Naptime can be especially hard, with lawns being mowed and mail-trucks delivering the junk mail he loves to carry etc. But apparently if you corral him firmly into one option—create the only option with your body itself— the part of him that knows what he needs (in addition to what he desires) works its flooding magic, and he goes out peacefully with the tide.
Perhaps not surprisingly, this child’s mother also suffers from FOMO. Mine, though, is about the parts and versions of me that have happened in the past, or may yet happen. For example, I used to be a Bird Walk Guide at the Cornell Lab of Ornithology. On my CV, I still am (“2015-present”). I haven’t yet managed to strike that little word, “present.” Apparently I harbor a fear that when I do, I will lose a part of myself. This, of course, is gobbledygook.
The same friend who remembered so clearly the childhood struggle of leaving her parents’ dinner parties (who is also, no surprise, a skilled & gifted writer & writing coach) pointed out recently that instead of saying “I used to be X,” I can say “I did X for a while, and now I do Y.”
The former is an identity or definition; the latter is an action or state of being. When I believe that “Bird Walk Guide” is an identity I once had, it’s easy also to believe that I am no longer that thing. However, if I classify “Bird Walk Guide” as a skill, or an action I used to perform, it can be revisited and re-engaged—in different forms, perhaps, and to different degrees, but also for a wider range of purposes.
Just last week, after having given up hope of reassembling the necessary synapses to identify a bird ever again, I took some friends on a bird walk at Sapsucker Woods, my old stomping grounds. To my great pleasure, much of my internal script was still accessible to me, even from within the moldy yogurt-smear my short-term memory has become.
I did X for a while, and now I’m doing Y.
It’s been especially helpful as I emerge from my children’s infancy to deploy this kind of thinking, which one could call “seasonal thinking” (as in: this is a particular season of my life in which I do certain things more than others, like excavate pine needles from my children’s butt-cracks).
While I do what sometimes feels like languishing in Y (parenting small children), it’s nice to begin to see that X (everything else I’ve ever done) and Z (things I might someday do) still come to call. When I’m feeling like a smashed PBJ in a hot car-seat, I begin to believe that caring for small humans is as endless as it sometimes feels, that I must mourn for what’s past and give up on things I used to dream of doing someday, because someday can’t possibly still exist.
But then, my aspirations tuck my feet between their capable knees, and memories of all I’ve done thus far wrap me in a firm hug. While I try to wriggle free from this kindness and resume my fretting, my past and future selves speak in unison, summoning the one sweet-ass piece of wisdom almost every human I know needs to hear more often: Hey, you really need a nap.
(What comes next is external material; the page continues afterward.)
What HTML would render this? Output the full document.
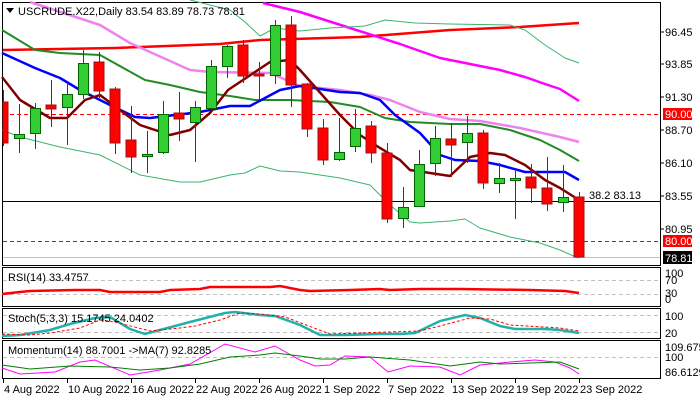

When I wake up, the present moment unfurls. It smells like the lavender Baby A has bogarted from the garden and stuffed in her overalls pocket, the blueberries Baby B ground into the rug while he shouted “LOOK! SO PURPLE! BOOFUL!”
Here, in now-land, it’s time to fill a milk cup, get a new book, and help a sweaty child do his post-nap vault from the crib (he’s still wobbly from sleep). It’s time to take twenty minutes to walk down the stairs together.
You see, we go slowly, we must go slowly, because there are several wandering ants to track, and some of the parrots’ food pellets are lying around, un-swept. These are really good finds. They must be collected and eaten immediately, for the tremendous delicacy they are.
As always, you have struck a chord within me and many others I’m sure! A very helpful guide to reframing that anxiety producing FOMO with a healthy dose of humor sprinkled throughout! Loved it.